Problem to solve: Reproduce the material in full, unchanged.

** START Dataset section **

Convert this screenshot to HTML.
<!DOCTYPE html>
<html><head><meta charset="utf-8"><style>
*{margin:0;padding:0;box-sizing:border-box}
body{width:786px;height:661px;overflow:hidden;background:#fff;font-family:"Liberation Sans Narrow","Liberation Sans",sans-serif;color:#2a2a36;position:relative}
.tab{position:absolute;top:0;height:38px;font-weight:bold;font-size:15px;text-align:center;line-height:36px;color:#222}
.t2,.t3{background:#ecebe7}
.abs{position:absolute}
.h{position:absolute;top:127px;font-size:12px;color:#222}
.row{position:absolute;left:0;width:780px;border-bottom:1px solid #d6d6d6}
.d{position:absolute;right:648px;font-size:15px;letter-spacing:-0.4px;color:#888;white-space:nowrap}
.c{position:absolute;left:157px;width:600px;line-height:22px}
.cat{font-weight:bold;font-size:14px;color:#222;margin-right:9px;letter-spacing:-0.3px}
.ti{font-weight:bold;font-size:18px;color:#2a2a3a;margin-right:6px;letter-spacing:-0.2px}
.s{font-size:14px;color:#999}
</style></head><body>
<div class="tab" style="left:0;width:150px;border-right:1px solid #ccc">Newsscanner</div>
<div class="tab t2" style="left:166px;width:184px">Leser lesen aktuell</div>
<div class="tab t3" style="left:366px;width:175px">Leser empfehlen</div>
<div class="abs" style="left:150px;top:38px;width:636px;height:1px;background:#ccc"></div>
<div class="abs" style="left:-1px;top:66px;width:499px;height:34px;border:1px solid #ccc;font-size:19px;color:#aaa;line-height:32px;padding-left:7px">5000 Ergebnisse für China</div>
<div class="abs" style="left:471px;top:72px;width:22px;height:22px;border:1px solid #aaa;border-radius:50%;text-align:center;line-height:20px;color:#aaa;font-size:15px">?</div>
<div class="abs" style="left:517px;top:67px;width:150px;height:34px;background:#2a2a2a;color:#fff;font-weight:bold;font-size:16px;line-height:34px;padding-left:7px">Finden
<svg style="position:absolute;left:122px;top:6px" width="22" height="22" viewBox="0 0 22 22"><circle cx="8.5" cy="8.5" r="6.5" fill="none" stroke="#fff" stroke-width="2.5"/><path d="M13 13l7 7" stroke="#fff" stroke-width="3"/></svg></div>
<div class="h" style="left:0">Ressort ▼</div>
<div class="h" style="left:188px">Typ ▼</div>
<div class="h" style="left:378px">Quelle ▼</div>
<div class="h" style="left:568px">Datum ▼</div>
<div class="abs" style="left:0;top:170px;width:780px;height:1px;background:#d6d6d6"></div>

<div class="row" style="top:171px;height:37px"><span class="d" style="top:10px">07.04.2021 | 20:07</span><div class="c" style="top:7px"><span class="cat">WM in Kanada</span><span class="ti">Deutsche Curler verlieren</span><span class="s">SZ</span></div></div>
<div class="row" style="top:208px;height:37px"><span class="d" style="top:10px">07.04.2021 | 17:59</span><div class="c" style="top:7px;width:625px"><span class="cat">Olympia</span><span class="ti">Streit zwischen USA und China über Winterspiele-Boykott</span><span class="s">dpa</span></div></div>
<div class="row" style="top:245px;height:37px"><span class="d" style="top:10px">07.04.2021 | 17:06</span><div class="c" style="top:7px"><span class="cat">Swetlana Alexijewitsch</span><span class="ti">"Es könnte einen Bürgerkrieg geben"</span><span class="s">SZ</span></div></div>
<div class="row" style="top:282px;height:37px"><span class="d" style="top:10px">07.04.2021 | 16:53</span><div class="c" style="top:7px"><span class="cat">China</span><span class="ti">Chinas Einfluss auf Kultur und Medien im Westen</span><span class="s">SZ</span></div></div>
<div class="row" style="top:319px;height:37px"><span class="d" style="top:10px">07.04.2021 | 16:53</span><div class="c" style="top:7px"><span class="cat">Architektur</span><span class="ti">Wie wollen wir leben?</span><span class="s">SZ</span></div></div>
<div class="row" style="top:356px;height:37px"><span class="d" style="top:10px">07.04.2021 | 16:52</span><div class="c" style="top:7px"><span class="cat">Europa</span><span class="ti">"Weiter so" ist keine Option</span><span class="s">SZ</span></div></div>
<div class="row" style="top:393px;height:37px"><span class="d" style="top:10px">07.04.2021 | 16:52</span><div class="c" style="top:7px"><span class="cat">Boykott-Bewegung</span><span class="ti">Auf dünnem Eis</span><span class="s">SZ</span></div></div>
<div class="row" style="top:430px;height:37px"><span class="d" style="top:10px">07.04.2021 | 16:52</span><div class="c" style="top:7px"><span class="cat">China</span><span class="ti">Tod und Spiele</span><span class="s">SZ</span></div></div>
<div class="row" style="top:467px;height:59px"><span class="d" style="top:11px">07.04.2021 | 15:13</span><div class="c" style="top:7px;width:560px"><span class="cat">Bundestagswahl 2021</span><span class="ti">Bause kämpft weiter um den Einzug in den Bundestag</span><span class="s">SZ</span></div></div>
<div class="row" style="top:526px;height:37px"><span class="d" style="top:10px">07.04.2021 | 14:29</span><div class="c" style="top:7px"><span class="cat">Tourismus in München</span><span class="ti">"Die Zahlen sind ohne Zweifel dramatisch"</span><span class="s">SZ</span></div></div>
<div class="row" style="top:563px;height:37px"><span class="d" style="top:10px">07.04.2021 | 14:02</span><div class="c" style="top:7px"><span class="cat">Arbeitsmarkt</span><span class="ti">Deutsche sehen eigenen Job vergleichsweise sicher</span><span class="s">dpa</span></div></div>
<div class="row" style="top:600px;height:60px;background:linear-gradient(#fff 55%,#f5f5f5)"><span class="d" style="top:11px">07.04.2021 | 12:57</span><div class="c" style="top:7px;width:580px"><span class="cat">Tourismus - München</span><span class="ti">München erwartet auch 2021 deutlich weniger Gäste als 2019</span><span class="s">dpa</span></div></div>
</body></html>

** END Dataset section **

Solution:
Convert this screenshot to HTML.
<!DOCTYPE html>
<html><head><meta charset="utf-8"><style>
*{margin:0;padding:0;box-sizing:border-box}
body{width:786px;height:661px;overflow:hidden;background:#fff;font-family:"Liberation Sans Narrow","Liberation Sans",sans-serif;color:#2a2a36;position:relative}
.tab{position:absolute;top:0;height:38px;font-weight:bold;font-size:15px;text-align:center;line-height:36px;color:#222}
.t2,.t3{background:#ecebe7}
.abs{position:absolute}
.h{position:absolute;top:127px;font-size:12px;color:#222}
.row{position:absolute;left:0;width:780px;border-bottom:1px solid #d6d6d6}
.d{position:absolute;right:648px;font-size:15px;letter-spacing:-0.4px;color:#888;white-space:nowrap}
.c{position:absolute;left:157px;width:600px;line-height:22px}
.cat{font-weight:bold;font-size:14px;color:#222;margin-right:9px;letter-spacing:-0.3px}
.ti{font-weight:bold;font-size:18px;color:#2a2a3a;margin-right:6px;letter-spacing:-0.2px}
.s{font-size:14px;color:#999}
</style></head><body>
<div class="tab" style="left:0;width:150px;border-right:1px solid #ccc">Newsscanner</div>
<div class="tab t2" style="left:166px;width:184px">Leser lesen aktuell</div>
<div class="tab t3" style="left:366px;width:175px">Leser empfehlen</div>
<div class="abs" style="left:150px;top:38px;width:636px;height:1px;background:#ccc"></div>
<div class="abs" style="left:-1px;top:66px;width:499px;height:34px;border:1px solid #ccc;font-size:19px;color:#aaa;line-height:32px;padding-left:7px">5000 Ergebnisse für China</div>
<div class="abs" style="left:471px;top:72px;width:22px;height:22px;border:1px solid #aaa;border-radius:50%;text-align:center;line-height:20px;color:#aaa;font-size:15px">?</div>
<div class="abs" style="left:517px;top:67px;width:150px;height:34px;background:#2a2a2a;color:#fff;font-weight:bold;font-size:16px;line-height:34px;padding-left:7px">Finden
<svg style="position:absolute;left:122px;top:6px" width="22" height="22" viewBox="0 0 22 22"><circle cx="8.5" cy="8.5" r="6.5" fill="none" stroke="#fff" stroke-width="2.5"/><path d="M13 13l7 7" stroke="#fff" stroke-width="3"/></svg></div>
<div class="h" style="left:0">Ressort ▼</div>
<div class="h" style="left:188px">Typ ▼</div>
<div class="h" style="left:378px">Quelle ▼</div>
<div class="h" style="left:568px">Datum ▼</div>
<div class="abs" style="left:0;top:170px;width:780px;height:1px;background:#d6d6d6"></div>

<div class="row" style="top:171px;height:37px"><span class="d" style="top:10px">07.04.2021 | 20:07</span><div class="c" style="top:7px"><span class="cat">WM in Kanada</span><span class="ti">Deutsche Curler verlieren</span><span class="s">SZ</span></div></div>
<div class="row" style="top:208px;height:37px"><span class="d" style="top:10px">07.04.2021 | 17:59</span><div class="c" style="top:7px;width:625px"><span class="cat">Olympia</span><span class="ti">Streit zwischen USA und China über Winterspiele-Boykott</span><span class="s">dpa</span></div></div>
<div class="row" style="top:245px;height:37px"><span class="d" style="top:10px">07.04.2021 | 17:06</span><div class="c" style="top:7px"><span class="cat">Swetlana Alexijewitsch</span><span class="ti">"Es könnte einen Bürgerkrieg geben"</span><span class="s">SZ</span></div></div>
<div class="row" style="top:282px;height:37px"><span class="d" style="top:10px">07.04.2021 | 16:53</span><div class="c" style="top:7px"><span class="cat">China</span><span class="ti">Chinas Einfluss auf Kultur und Medien im Westen</span><span class="s">SZ</span></div></div>
<div class="row" style="top:319px;height:37px"><span class="d" style="top:10px">07.04.2021 | 16:53</span><div class="c" style="top:7px"><span class="cat">Architektur</span><span class="ti">Wie wollen wir leben?</span><span class="s">SZ</span></div></div>
<div class="row" style="top:356px;height:37px"><span class="d" style="top:10px">07.04.2021 | 16:52</span><div class="c" style="top:7px"><span class="cat">Europa</span><span class="ti">"Weiter so" ist keine Option</span><span class="s">SZ</span></div></div>
<div class="row" style="top:393px;height:37px"><span class="d" style="top:10px">07.04.2021 | 16:52</span><div class="c" style="top:7px"><span class="cat">Boykott-Bewegung</span><span class="ti">Auf dünnem Eis</span><span class="s">SZ</span></div></div>
<div class="row" style="top:430px;height:37px"><span class="d" style="top:10px">07.04.2021 | 16:52</span><div class="c" style="top:7px"><span class="cat">China</span><span class="ti">Tod und Spiele</span><span class="s">SZ</span></div></div>
<div class="row" style="top:467px;height:59px"><span class="d" style="top:11px">07.04.2021 | 15:13</span><div class="c" style="top:7px;width:560px"><span class="cat">Bundestagswahl 2021</span><span class="ti">Bause kämpft weiter um den Einzug in den Bundestag</span><span class="s">SZ</span></div></div>
<div class="row" style="top:526px;height:37px"><span class="d" style="top:10px">07.04.2021 | 14:29</span><div class="c" style="top:7px"><span class="cat">Tourismus in München</span><span class="ti">"Die Zahlen sind ohne Zweifel dramatisch"</span><span class="s">SZ</span></div></div>
<div class="row" style="top:563px;height:37px"><span class="d" style="top:10px">07.04.2021 | 14:02</span><div class="c" style="top:7px"><span class="cat">Arbeitsmarkt</span><span class="ti">Deutsche sehen eigenen Job vergleichsweise sicher</span><span class="s">dpa</span></div></div>
<div class="row" style="top:600px;height:60px;background:linear-gradient(#fff 55%,#f5f5f5)"><span class="d" style="top:11px">07.04.2021 | 12:57</span><div class="c" style="top:7px;width:580px"><span class="cat">Tourismus - München</span><span class="ti">München erwartet auch 2021 deutlich weniger Gäste als 2019</span><span class="s">dpa</span></div></div>
</body></html>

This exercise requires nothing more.